Click here to read full text

Other existing food schemes

Below Poverty Line (BPL): Households having BPL ration cards are issued 35 kg of rice and wheat for Rs5.65 and Rs4.15 per kg. Last year, the planning commission calculated India’s poverty line for cities at Rs28.65 per day.
Antyodaya Anna Yojana (AAY):  The scheme was launched in December 2000 and it provides 35 kg of grains at heavily subsidised prices to the poorest among the BPL families. Each month, 25 kg of wheat is given at Rs2 per kg, while 10 kg of rice is distributed for Rs3 per kg.
Above Poverty Line (APL): Households not covered under the BPL or AAY are eligible to get 35 kg of grains: rice at Rs8.3  per kg and wheat at Rs6.10 per kg.

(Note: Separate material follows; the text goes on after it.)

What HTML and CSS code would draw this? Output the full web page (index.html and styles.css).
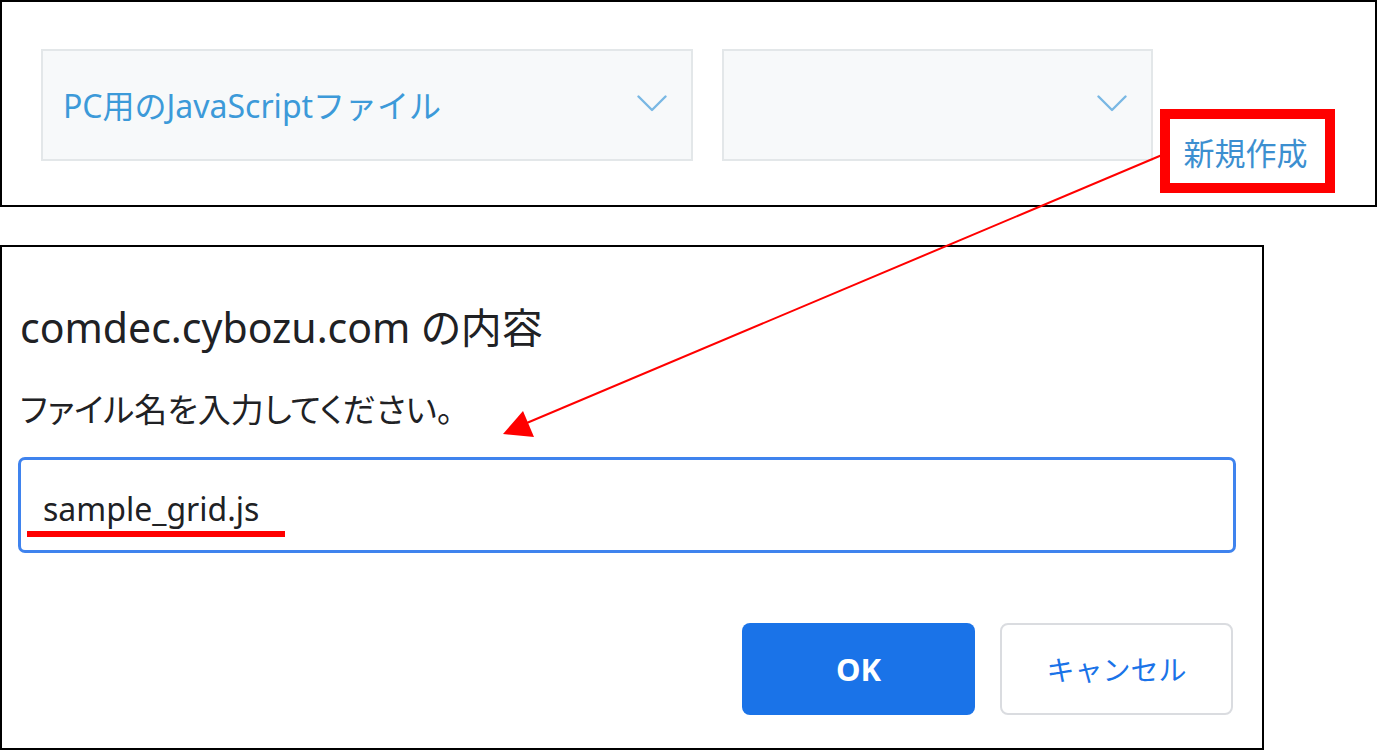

Mid-day Meal Scheme: This is the world’s largest school feeding programme. It caters approximately 20 million children every day. The main purpose is to improve nutritional levels among children, as also encouraging enrolment and attendance. Children get cooked food, including pulses and vegetables.
Annapurna Scheme: It targets senior citizens (65 years or older) and gives food security to those not getting a pension. Each month, beneficiaries get 10 kg of grains at no cost.
Rajiv Gandhi Scheme for Empowerment of Adolescent Girls: This scheme aims to improve the health of girls between 11 to 18 years. The programme also provides for health check-ups and supplementary nutrition 300 days a year.